Ce texte me déstabilise : j’en aime le bandeau introductif qui souligne la contingence du récit à suivre, mais qui ajoute aussi une distance immédiate. La description de ce couple est très bien menée, alors qu’il semble pourtant bien mal coordonné (c’est que j’imagine mal qu’on puisse aimer à la fois une femme avec de faux-ongles et Victor Hugo ; je dois être un peu trop binaire). Et Joachim me plait beaucoup, la confiance qu’il a en son propre jugement, quand bien même l’affirmation à laquelle il aboutit en cinq minutes en est une qui enterre sa vie entière.
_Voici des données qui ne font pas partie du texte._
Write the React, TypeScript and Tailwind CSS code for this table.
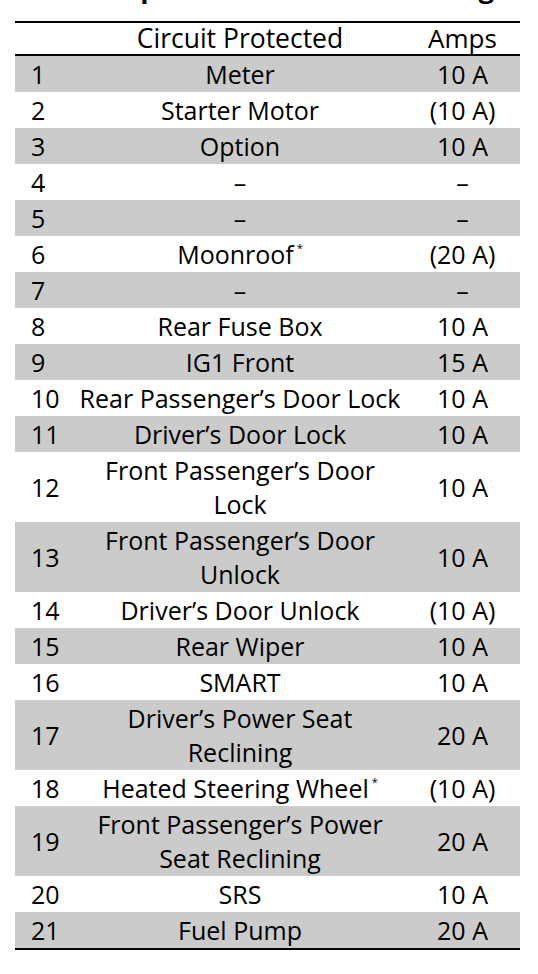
import React from "react";

type Row = {
  no: number;
  circuit: React.ReactNode;
  amps: string;
};

const Star = () => (
  <sup className="relative -top-[3px] ml-[3px] text-[11px] align-super">*</sup>
);

const rows: Row[] = [
  { no: 1, circuit: "Meter", amps: "10 A" },
  { no: 2, circuit: "Starter Motor", amps: "(10 A)" },
  { no: 3, circuit: "Option", amps: "10 A" },
  { no: 4, circuit: "–", amps: "–" },
  { no: 5, circuit: "–", amps: "–" },
  { no: 6, circuit: <>Moonroof<Star /></>, amps: "(20 A)" },
  { no: 7, circuit: "–", amps: "–" },
  { no: 8, circuit: "Rear Fuse Box", amps: "10 A" },
  { no: 9, circuit: "IG1 Front", amps: "15 A" },
  { no: 10, circuit: "Rear Passenger’s Door Lock", amps: "10 A" },
  { no: 11, circuit: "Driver’s Door Lock", amps: "10 A" },
  { no: 12, circuit: <>Front Passenger’s Door<br />Lock</>, amps: "10 A" },
  { no: 13, circuit: <>Front Passenger’s Door<br />Unlock</>, amps: "10 A" },
  { no: 14, circuit: "Driver’s Door Unlock", amps: "(10 A)" },
  { no: 15, circuit: "Rear Wiper", amps: "10 A" },
  { no: 16, circuit: "SMART", amps: "10 A" },
  { no: 17, circuit: <>Driver’s Power Seat<br />Reclining</>, amps: "20 A" },
  { no: 18, circuit: <>Heated Steering Wheel<Star /></>, amps: "(10 A)" },
  { no: 19, circuit: <>Front Passenger’s Power<br />Seat Reclining</>, amps: "20 A" },
  { no: 20, circuit: "SRS", amps: "10 A" },
  { no: 21, circuit: "Fuel Pump", amps: "20 A" },
];

export default function App() {
  return (
    <div
      className="w-[538px] min-h-[974px] bg-white text-black"
      style={{ fontFamily: '"Open Sans", "Noto Sans", sans-serif' }}
    >
      {/* title, cut off at the top edge of the page */}
      <div className="h-[21px] overflow-hidden">
        <div className="-mt-[27px] pl-[44px] text-[27px] font-bold leading-[30px] whitespace-nowrap">
          Circuit protected and Fuse Rating
        </div>
      </div>

      <table className="ml-[15px] w-[505px] border-collapse table-fixed text-[25px] font-[380]">
        <colgroup>
          <col className="w-[60px]" />
          <col className="w-[330px]" />
          <col className="w-[115px]" />
        </colgroup>
        <thead>
          <tr className="border-t-2 border-b-2 border-black">
            <th className="h-[33px] p-0 font-normal leading-[31px]"></th>
            <th className="p-0 text-center text-[26.5px] font-[380] leading-[31px]">Circuit Protected</th>
            <th className="p-0 text-center text-[26px] font-[380] leading-[31px]">Amps</th>
          </tr>
        </thead>
        <tbody className="border-b-2 border-black">
          {rows.map((r, i) => (
            <tr key={r.no} className={i % 2 === 0 ? "bg-[#cbcbcb]" : "bg-white"}>
              <td className="py-px pl-[16px] pr-0 text-left leading-[34px] align-middle">{r.no}</td>
              <td className="py-px px-0 text-center leading-[34px] whitespace-nowrap align-middle">{r.circuit}</td>
              <td className="py-px px-0 text-center leading-[34px] align-middle">{r.amps}</td>
            </tr>
          ))}
        </tbody>
      </table>
    </div>
  );
}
« La vie des albums a un sens », ça me rappelle l’un des TED Talks que j’ai écouté récemment. Il y était question du fait que le bonheur était une notion un peu stérile. Qu’il valait mieux mener une vie autour de la quête de son propre sens, et qu’une façon de s’approcher de celui-ci était de réussir à ordonner les éléments de sa vie en un récit cohérent. Je ne sais pas si je suis d’accord, et ton texte le dit aussi : la vie ne rentre pas dans l’album, elle le déborde. Elle est faite de toute l’inadéquation qu’il y a entre les photos et le moment vécu, en-deçà et au-delà.

Euh, moi aussi je m’égare. Beau texte en tout cas, il est comme sur le fil, j’aurais eu du mal à le poursuivre.

Frunny
avatar 12/11/2017 @ 21:22:01
Beau texte qui donne à réfléchir.
ça me rappelle le superbe roman d'Isabelle Monnin, "Les gens dans l'enveloppe".
Oui, les photos ont une valeur nostalgique forte, peuvent remuer de bons et mauvais souvenirs et nous rappellent dramatiquement qu'on se rapproche de la mort.